• **Extracted data entries**
★ ★ ★

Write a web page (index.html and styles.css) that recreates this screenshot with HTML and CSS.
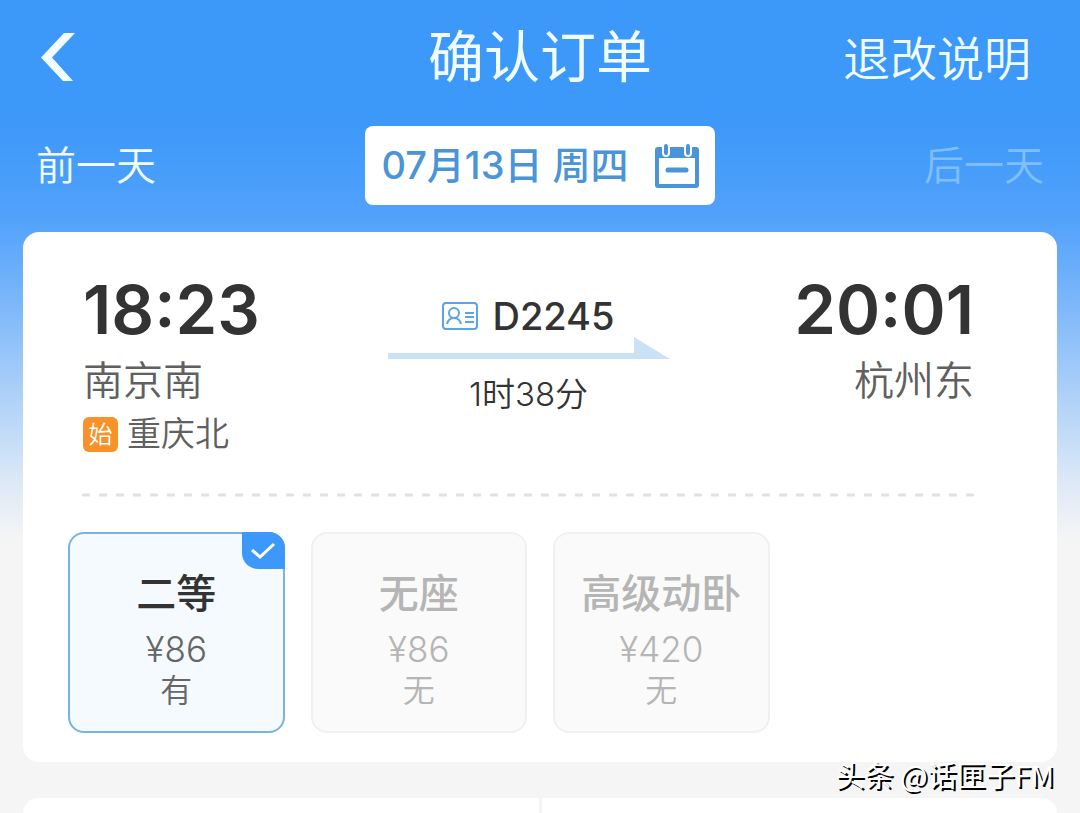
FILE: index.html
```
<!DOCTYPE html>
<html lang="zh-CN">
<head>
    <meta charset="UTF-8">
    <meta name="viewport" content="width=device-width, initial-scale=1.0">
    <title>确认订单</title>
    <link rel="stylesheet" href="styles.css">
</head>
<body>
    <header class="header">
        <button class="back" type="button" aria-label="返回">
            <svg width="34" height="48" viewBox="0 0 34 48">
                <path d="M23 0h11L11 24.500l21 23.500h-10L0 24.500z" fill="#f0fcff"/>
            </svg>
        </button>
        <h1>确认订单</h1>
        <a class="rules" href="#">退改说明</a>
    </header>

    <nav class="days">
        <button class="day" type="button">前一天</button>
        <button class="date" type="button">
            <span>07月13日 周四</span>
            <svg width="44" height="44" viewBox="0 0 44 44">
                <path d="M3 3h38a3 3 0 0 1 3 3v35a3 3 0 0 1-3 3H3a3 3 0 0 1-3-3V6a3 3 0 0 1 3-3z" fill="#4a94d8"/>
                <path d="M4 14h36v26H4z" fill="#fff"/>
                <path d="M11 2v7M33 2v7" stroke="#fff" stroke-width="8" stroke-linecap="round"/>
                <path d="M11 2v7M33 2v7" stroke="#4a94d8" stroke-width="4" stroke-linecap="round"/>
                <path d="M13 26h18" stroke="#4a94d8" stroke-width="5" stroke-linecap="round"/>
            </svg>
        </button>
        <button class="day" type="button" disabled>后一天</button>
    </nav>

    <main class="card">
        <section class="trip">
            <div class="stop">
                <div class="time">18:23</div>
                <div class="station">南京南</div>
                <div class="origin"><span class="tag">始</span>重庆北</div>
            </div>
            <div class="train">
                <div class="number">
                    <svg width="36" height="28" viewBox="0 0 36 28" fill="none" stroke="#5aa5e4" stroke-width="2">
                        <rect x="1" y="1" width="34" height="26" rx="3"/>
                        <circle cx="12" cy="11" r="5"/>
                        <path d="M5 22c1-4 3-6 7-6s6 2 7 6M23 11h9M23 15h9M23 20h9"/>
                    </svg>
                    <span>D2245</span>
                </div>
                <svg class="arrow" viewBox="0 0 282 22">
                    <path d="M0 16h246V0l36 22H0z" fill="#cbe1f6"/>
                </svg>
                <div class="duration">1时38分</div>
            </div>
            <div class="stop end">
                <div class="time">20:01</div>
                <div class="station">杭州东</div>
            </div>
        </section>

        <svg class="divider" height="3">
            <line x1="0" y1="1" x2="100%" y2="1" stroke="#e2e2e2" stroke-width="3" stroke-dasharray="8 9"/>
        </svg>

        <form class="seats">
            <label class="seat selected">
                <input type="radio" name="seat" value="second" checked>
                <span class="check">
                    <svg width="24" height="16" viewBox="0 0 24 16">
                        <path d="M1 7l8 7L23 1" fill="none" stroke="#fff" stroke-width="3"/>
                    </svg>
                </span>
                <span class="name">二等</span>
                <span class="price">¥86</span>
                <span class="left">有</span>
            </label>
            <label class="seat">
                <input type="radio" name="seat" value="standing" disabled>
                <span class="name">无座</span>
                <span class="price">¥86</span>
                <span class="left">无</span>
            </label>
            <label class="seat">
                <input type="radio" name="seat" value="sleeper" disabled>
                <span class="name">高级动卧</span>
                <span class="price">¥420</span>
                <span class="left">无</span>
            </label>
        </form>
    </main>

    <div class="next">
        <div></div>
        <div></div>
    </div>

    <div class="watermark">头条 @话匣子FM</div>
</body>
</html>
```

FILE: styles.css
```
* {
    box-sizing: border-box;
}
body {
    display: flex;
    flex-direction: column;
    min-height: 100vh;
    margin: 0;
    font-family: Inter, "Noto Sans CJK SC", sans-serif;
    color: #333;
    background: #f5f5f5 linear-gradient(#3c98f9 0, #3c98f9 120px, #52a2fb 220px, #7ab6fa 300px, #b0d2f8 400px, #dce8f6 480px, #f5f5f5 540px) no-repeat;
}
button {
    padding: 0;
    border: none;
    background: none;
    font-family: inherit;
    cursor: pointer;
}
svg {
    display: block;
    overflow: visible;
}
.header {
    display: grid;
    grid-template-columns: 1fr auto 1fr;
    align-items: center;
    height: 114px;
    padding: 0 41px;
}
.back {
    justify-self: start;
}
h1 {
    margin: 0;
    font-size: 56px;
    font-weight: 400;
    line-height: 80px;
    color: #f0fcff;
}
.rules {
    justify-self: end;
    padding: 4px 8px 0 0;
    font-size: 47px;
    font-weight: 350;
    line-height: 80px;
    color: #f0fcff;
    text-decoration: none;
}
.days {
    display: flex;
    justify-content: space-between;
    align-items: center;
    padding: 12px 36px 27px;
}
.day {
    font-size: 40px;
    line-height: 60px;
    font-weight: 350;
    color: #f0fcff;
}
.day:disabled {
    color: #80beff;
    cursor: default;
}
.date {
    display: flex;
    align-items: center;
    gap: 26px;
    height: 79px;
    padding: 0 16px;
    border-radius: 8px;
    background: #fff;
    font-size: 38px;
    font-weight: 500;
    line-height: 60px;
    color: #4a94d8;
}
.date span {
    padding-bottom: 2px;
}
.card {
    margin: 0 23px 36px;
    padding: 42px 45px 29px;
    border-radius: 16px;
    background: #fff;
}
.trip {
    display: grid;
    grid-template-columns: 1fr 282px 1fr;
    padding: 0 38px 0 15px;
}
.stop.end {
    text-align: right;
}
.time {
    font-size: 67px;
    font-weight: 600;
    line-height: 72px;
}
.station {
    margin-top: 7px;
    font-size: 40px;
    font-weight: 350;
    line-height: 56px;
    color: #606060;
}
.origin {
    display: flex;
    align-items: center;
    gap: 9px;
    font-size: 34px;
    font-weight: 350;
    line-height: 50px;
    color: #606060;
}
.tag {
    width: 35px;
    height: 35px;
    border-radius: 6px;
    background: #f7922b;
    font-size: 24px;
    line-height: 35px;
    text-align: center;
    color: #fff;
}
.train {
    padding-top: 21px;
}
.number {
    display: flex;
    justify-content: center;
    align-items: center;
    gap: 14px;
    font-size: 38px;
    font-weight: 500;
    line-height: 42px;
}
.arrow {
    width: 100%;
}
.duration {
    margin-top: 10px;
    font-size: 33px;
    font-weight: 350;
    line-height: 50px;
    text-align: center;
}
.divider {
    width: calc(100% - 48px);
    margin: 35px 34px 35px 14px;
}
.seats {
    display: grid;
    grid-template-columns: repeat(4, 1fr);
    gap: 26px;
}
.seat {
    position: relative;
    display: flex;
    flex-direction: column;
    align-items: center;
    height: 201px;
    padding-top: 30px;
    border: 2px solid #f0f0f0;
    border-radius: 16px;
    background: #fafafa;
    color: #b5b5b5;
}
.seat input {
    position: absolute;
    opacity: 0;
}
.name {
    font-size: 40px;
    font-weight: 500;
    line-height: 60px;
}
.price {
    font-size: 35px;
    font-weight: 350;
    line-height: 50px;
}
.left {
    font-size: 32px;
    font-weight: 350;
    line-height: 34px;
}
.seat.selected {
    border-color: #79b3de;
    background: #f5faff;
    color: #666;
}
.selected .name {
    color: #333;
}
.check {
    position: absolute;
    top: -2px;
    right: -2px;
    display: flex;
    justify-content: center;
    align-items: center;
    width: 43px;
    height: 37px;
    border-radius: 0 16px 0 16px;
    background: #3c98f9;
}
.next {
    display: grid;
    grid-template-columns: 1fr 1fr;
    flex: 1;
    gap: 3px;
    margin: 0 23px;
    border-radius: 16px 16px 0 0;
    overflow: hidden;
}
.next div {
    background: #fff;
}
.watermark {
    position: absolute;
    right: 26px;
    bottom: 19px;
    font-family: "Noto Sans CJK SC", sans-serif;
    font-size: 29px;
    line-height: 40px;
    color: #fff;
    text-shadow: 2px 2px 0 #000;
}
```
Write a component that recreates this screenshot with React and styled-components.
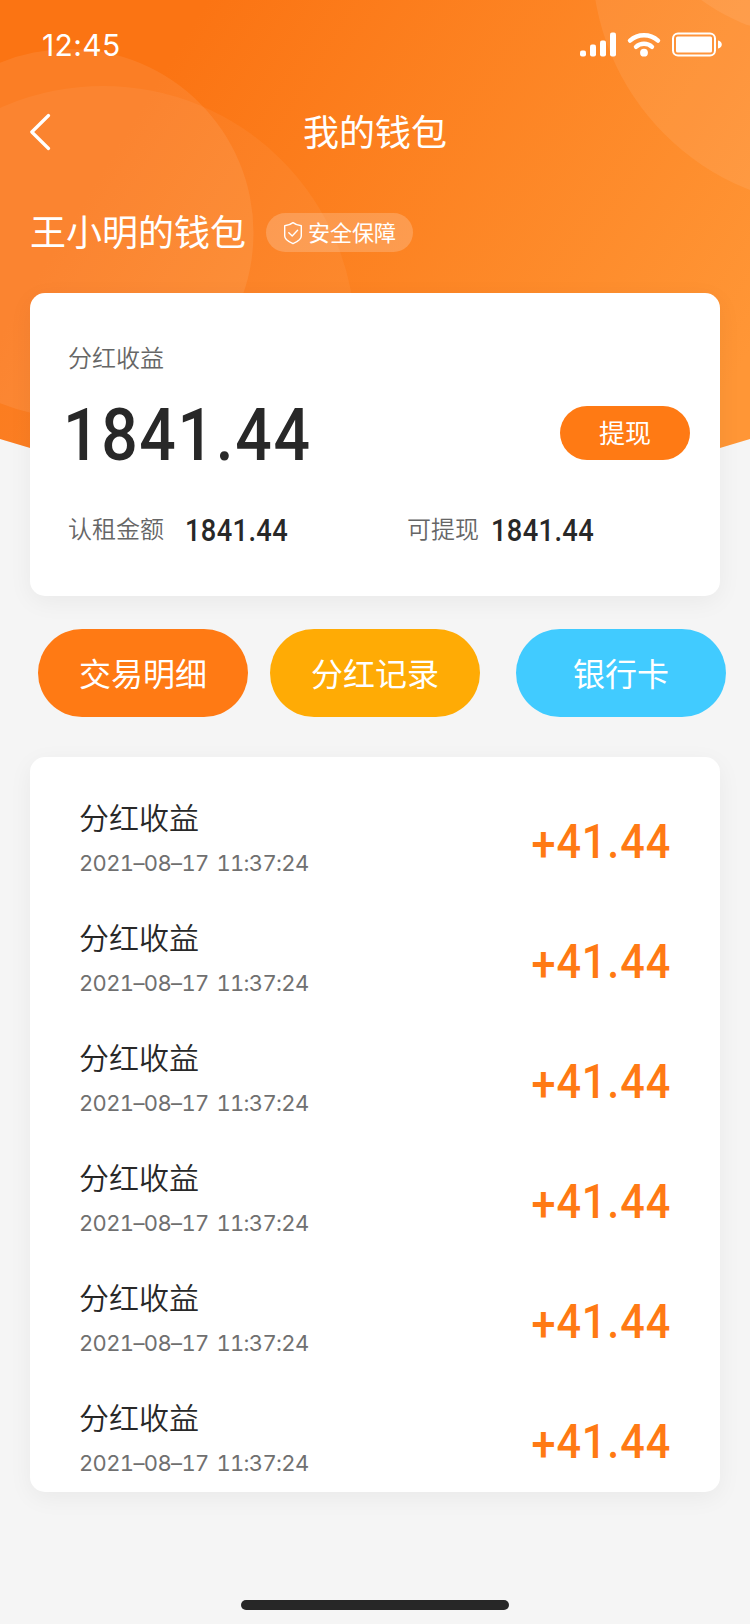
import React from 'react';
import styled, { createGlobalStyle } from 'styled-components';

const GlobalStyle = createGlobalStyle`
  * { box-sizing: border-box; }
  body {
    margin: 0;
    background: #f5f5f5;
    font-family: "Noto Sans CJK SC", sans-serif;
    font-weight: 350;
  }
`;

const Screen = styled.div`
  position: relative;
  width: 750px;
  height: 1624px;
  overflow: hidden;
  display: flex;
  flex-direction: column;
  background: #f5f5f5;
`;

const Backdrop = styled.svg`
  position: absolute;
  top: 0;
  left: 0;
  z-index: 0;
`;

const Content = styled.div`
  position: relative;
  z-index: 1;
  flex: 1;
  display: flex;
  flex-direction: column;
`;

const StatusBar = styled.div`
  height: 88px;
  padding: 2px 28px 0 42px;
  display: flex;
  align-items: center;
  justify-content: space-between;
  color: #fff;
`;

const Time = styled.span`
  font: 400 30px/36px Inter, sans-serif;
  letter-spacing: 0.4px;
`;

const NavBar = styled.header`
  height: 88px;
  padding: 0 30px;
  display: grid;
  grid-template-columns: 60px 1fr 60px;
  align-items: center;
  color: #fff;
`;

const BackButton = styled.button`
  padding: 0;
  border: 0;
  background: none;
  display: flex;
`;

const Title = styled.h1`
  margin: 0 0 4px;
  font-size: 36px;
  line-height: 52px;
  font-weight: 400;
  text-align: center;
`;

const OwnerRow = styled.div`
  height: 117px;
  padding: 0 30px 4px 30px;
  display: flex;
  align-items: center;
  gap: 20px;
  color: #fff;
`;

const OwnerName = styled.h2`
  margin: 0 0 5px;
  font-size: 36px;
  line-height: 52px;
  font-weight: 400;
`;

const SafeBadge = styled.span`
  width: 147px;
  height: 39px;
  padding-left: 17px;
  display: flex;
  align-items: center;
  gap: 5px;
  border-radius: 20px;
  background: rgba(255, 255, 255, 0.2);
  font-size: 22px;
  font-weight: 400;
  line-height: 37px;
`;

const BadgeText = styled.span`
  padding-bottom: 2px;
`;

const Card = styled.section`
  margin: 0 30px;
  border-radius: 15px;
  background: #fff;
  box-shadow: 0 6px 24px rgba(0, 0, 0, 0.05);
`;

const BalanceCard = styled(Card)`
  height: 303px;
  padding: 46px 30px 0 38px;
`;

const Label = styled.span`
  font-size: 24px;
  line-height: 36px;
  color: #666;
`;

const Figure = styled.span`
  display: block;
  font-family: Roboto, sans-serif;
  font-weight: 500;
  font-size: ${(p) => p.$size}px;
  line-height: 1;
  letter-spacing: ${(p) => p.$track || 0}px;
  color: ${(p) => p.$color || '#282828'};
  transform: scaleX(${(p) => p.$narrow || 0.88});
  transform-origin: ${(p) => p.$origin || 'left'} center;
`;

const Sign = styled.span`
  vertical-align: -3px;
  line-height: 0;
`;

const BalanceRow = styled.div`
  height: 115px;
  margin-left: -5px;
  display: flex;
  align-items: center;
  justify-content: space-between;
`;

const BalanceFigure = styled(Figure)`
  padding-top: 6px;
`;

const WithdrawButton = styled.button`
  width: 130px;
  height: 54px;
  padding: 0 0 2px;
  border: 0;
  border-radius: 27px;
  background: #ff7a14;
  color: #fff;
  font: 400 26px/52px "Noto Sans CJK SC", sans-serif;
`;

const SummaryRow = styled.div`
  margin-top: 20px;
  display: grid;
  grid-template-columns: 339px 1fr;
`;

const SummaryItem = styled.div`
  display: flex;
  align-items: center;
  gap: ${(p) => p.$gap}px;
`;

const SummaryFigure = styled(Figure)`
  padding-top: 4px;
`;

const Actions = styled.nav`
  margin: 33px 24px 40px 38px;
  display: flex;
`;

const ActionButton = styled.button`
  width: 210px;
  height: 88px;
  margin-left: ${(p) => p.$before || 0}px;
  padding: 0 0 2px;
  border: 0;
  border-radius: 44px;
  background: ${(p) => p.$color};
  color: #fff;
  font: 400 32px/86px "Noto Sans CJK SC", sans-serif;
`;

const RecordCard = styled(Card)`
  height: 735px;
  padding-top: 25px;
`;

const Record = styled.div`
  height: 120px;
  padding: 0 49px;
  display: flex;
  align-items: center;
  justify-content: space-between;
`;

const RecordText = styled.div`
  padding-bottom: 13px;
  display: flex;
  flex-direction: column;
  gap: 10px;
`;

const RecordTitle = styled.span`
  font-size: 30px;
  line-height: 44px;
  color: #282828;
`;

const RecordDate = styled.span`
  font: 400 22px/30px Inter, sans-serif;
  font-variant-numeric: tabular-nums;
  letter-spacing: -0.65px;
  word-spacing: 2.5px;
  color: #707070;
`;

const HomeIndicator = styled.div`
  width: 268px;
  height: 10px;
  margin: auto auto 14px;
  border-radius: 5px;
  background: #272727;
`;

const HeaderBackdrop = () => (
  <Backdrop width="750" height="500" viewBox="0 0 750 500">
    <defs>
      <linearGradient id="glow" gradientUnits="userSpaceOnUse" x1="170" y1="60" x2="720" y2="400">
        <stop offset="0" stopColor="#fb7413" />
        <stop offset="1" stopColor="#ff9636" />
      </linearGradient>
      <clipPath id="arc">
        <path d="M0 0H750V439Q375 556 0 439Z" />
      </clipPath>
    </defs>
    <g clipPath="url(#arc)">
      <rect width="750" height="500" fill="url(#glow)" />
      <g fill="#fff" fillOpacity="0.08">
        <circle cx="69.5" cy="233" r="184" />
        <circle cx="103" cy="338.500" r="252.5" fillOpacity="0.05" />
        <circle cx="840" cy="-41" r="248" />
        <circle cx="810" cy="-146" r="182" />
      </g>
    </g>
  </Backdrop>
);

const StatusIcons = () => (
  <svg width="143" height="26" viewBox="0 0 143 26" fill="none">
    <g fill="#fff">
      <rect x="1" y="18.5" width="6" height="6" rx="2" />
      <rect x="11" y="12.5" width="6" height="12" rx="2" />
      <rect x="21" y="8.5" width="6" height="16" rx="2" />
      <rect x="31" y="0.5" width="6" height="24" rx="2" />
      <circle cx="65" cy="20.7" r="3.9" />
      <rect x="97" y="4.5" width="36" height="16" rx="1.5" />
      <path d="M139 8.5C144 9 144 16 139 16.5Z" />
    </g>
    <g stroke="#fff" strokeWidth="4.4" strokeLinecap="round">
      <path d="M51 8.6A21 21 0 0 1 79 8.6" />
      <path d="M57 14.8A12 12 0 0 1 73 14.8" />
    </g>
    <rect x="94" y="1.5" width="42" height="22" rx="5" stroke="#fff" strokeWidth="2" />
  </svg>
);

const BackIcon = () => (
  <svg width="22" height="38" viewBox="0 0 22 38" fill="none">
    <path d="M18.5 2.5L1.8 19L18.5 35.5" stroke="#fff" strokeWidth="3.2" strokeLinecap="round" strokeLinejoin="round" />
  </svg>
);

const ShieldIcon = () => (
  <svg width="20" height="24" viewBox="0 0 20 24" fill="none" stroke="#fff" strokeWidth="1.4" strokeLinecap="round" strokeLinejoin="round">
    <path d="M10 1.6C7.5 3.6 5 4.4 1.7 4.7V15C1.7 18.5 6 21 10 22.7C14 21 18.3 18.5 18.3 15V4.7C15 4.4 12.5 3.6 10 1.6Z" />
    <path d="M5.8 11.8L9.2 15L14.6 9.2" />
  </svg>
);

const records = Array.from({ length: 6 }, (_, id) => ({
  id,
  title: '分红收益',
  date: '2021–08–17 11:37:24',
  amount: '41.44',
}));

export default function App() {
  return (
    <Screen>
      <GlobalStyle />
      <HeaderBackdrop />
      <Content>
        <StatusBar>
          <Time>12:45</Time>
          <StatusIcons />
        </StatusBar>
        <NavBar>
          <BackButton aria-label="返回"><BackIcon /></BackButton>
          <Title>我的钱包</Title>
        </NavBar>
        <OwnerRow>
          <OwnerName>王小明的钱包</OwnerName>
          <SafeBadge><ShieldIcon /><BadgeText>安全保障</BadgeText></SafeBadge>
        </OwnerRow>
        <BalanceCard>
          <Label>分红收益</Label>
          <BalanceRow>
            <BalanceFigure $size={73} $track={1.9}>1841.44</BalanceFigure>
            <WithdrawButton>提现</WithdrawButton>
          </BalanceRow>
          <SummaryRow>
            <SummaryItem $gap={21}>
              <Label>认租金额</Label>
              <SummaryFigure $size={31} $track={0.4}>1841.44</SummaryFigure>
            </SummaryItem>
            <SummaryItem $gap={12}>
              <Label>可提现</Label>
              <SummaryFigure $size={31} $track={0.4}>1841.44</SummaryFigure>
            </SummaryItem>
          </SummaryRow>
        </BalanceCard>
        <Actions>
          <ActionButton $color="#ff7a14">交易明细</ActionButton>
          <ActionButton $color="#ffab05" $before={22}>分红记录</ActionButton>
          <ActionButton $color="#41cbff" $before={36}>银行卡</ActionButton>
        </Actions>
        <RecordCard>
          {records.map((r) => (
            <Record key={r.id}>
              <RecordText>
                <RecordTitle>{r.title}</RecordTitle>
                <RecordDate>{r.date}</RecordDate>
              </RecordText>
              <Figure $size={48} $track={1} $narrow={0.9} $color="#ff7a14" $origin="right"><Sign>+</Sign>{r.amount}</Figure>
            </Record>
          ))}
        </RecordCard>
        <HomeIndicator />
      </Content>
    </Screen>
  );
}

★ ★ ★

• **EXERCISE PROMPT**
What is the number of lines in the data that hold the word "Write"? Reply with that number and nothing else.

• **EXERCISE SOLUTION**
2